The press release landed like a whisper in a hurricane. Advanced Energy unveiled an 800V DC converter, aimed squarely at the insatiable power appetite of AI data centers. On paper, it’s a spec bump. A voltage hike. A ‘more efficient solution.’ The silence between the code and the chaos, however, tells a different story. This isn’t a product launch. It’s a narrative stress test for the entire hardware ecosystem that props up the blockchain and AI worlds.
Context: The Immutable Ledger of Power For nearly two decades, the data center’s power backbone has been a standardized, boring fortress of 400V AC distribution. It works. It’s safe. It’s boring. That’s the point. But the AI boom, driven by NVIDIA’s H100 and the coming Blackwell B200, isn’t just consuming power—it’s devouring it. The narrative of ‘scalability’ has hit a wall of thermal dynamics. The only immutable ledger here is physics: you cannot push infinite current through a copper trace without melting it. Moving to 800V DC is an elegant, raw solution. It reduces current, cuts copper losses, and eliminates an entire AC/DC conversion stage. This is not incremental innovation; it is an architectural shift. But like any hard fork in a protocol, the technical upgrade is easy; the “social consensus” of the supply chain is the real battle.

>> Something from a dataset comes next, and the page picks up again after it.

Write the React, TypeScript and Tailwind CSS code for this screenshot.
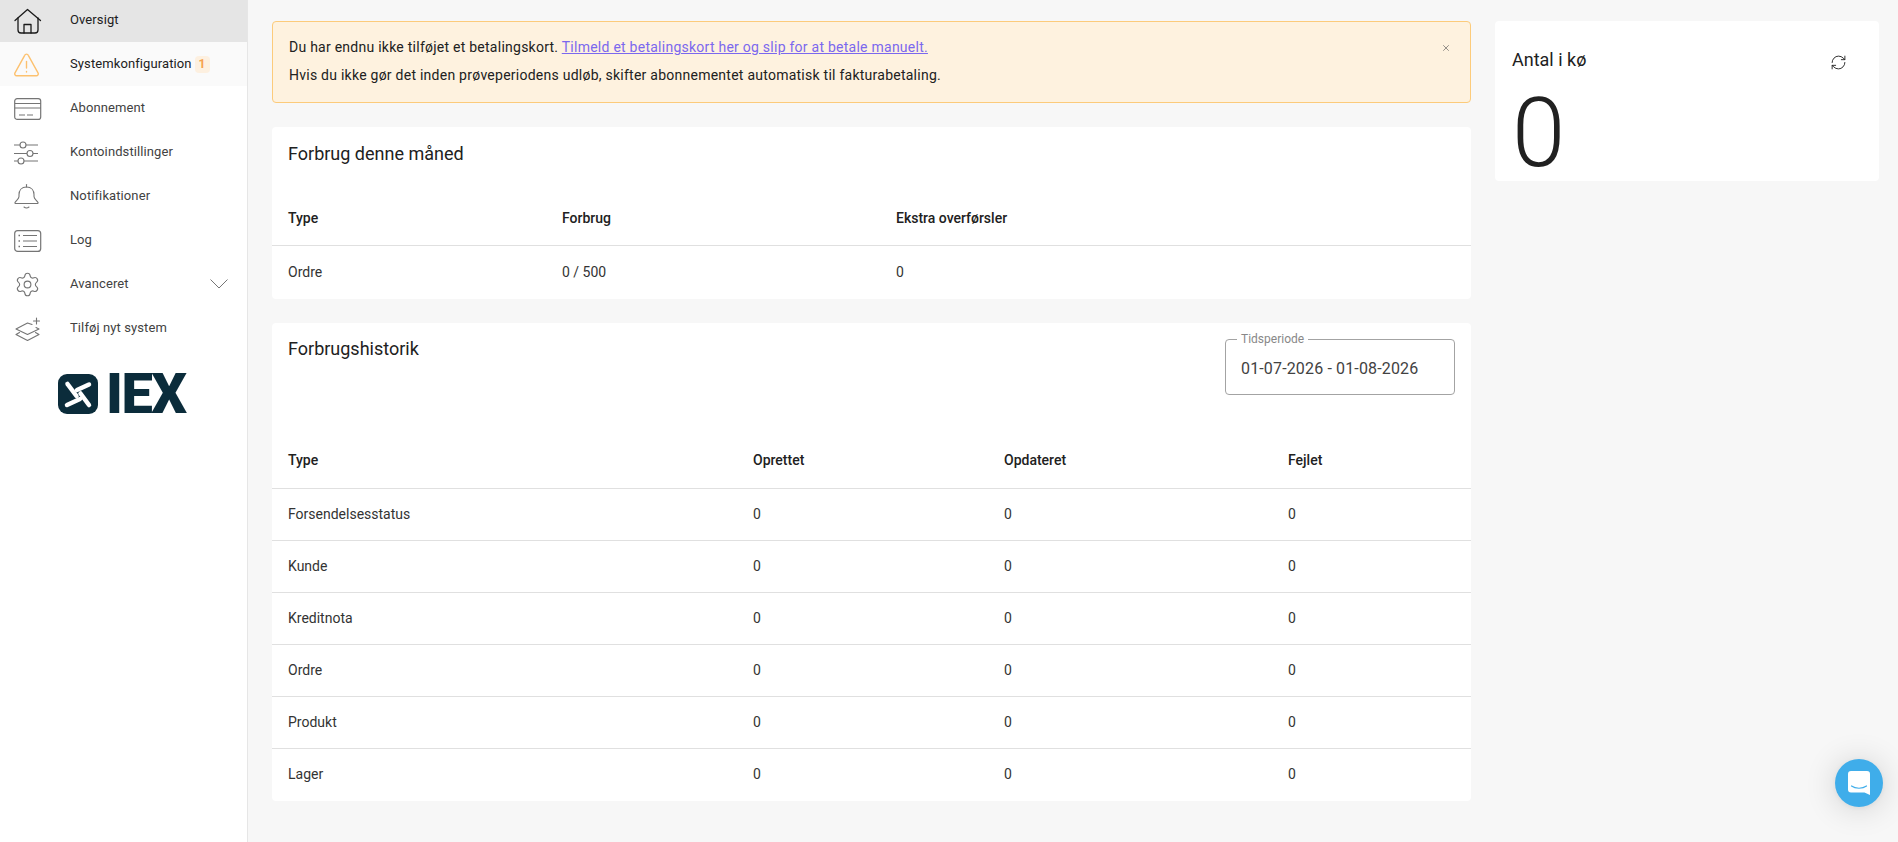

Core: The Narrative of the Invisible Infrastructure I map the silence between the code and the chaos. In this case, the silence is deafening. The press release boasts of a “shift.” But it hides the critical data points that would signal actual adoption. Missing from this narrative:
- Efficiency Delta: What is the exact percentage gain? A 1-3% improvement at the rack level is massive for a hyperscaler but negligible for a struggling colo provider. A number would ground the hype.
- The Integration Cost: Does this converter retrofit into existing racks, or is it a rip-and-replace job for the server PSU? If it requires a full server redesign, the adoption cycle is measured in years, not quarters.
- The GaN/SiC Secret: Any 800V DC system relies on Gallium Nitride or Silicon Carbide power semiconductors. This technology is the secret sauce. The article’s silence on this implies it’s a given, but it’s the primary driver of cost and reliability.
- The Missing Partner: There is no mention of a server OEM (Super Micro, Dell, HPE) or a GPU manufacturer (NVIDIA, AMD) validating this standard. Without that, this product is a lone pioneer in a ghost town.
This is the critical narrative gap. The story being told is one of “technical progress.” The story the data cannot speak is one of “ecosystem inertia.”
Contrarian: The Bear Market’s Quiet Shadows Truth hides in the bear market’s quiet shadows. The contrarian truth is that this product represents a massive risk, not just an opportunity. The current market is a bear market for hardware venture capital and infrastructure buildouts. Survival matters more than theoretical efficiency gains.
For a small to mid-size operator, the upfront cost of switching to this system is terrifying. It forces them to bet against the deeply entrenched 400V AC supply chain. They face switching costs on both sides: a high entry barrier and a high exit cost. This product is a “sunk cost” accelerator.
Furthermore, the greatest threat is not Vicor or Huawei. It’s the hyperscalers themselves. Google, Amazon, and Microsoft have the engineering talent to build these systems in-house, turning this into a closed, internal efficiency play. They will adopt the idea of 800V DC but reject the vendor. This is the same story we saw with early blockchain protocols: the open standard gets co-opted by private forks.
Advanced Energy’s most valuable asset isn’t the converter; it’s the potential of becoming the standard. But a standard requires a community, not just a product.
Takeaway: The Compass in the Wild West In the wild west, stories are the only compass. The story Advanced Energy needs to tell is not about voltage. It is about reducing risk. They must lower the switching cost for the early majority. They need to offer a system, not a component—a validated rack-level solution with a clear path to a full-stack offering.
If they can frame this as a “survival tool” for the bear market (reducing opex by X%) rather than a “growth tool” for the bull market, they might survive their own innovation. Otherwise, they are just whispering into a hurricane, hoping someone is listening to the silence.